OWEYEGHA-AFUNADUULA: Is Uganda’s Judiciary Failed Or Failing?

“O LORD, how long must I call for help before you listen, before you save us from violence? Why do you make me see such trouble? How can you continue to look on such wrong doing? Destruction and violence are all around me, and there is fighting and quarreling everywhere. The Law is weak and useless, and justice is never done. Evil people get the better of the righteous, and so justice is perverted”.(Habakkuk, 1: 2-4).

This citation is from the Bible Book of Habakkuk. Biblical Prophet Habakkuk was active in service of God near the end of the 7th Century BC. Just was the case then, today in Uganda destruction and violence is rampant, the laws are weak and useless, justice is never done or seen to be done, and is frequently perverted in service of power and the rich.

It’s rate for the rich and powerful to lose property and money to the poor in case the poor seeks redress in our courts of Law. It was never like this before. It is a Museveni invention, ostensibly in pursuit of a Middle class and a Middle income economy.

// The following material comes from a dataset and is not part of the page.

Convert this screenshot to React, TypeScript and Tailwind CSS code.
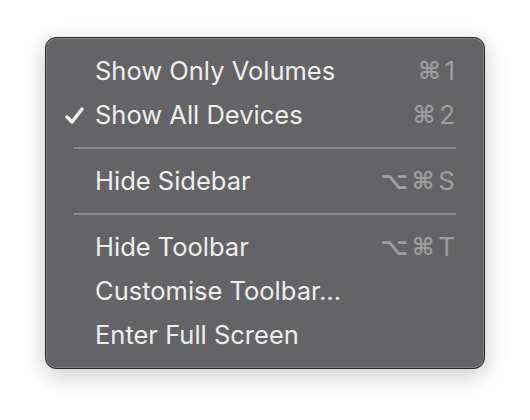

Around the 5th or fourth Century BC, Biblical Prophet Joel was equally concerned about injustice and the rising violation of the truth in court, and of judges taking bribes to prevent especially the poor from getting justice in the courts, when he said:

“You people hate anyone who challenges injustice and speaks the whole truth in court. You have oppressed the poor and robbed them of their grain…I know how terrible your sins are and how many crimes you have committed. You persecute good people, take bribes and prevent the poor from getting justice in the courts”.(Joel, 5:12).

What Prophet Joel was concerned with is what Ugandans are getting increasingly concerned with: injustice, marginalization of those who speak against injustice, persecution of good people, rising crime, bribes, preventing the poor from getting justice in the courts, robbing the poor and oppressing them.

Ugandans are indeed concerned about bad leadership and bad governance which includes injustice in the Courts of Law.

Lawyers are frustrated by what is going on in the courts of Uganda. One lawyer told me recently “Justice in Uganda is now traded and bought”.

I have also increasingly heard many people with money say, “A poor person cannot win any case in Uganda”. This remark is based on the truism that bribes are given to judicial officers to pervert justice in favour of those who pay the bribes. One Lawyer who slept knowing he had won the case for his client woke up to find that the reading of the judgement had changed.

So that is now the true Uganda President Tibuhaburwa Museveni has built in the last 36 years of his Presidency. It is also the kind of justice system and Judiciary that his Presidency has imposed on Uganda.

He is the one who appoints and has appointed most of the judges during the 36 years he has been in power. Virtually all the judges he found when he captured the instruments of power through the barrel of the gun have retired from the Judiciary. Some are those he himself characterized as cadre judges.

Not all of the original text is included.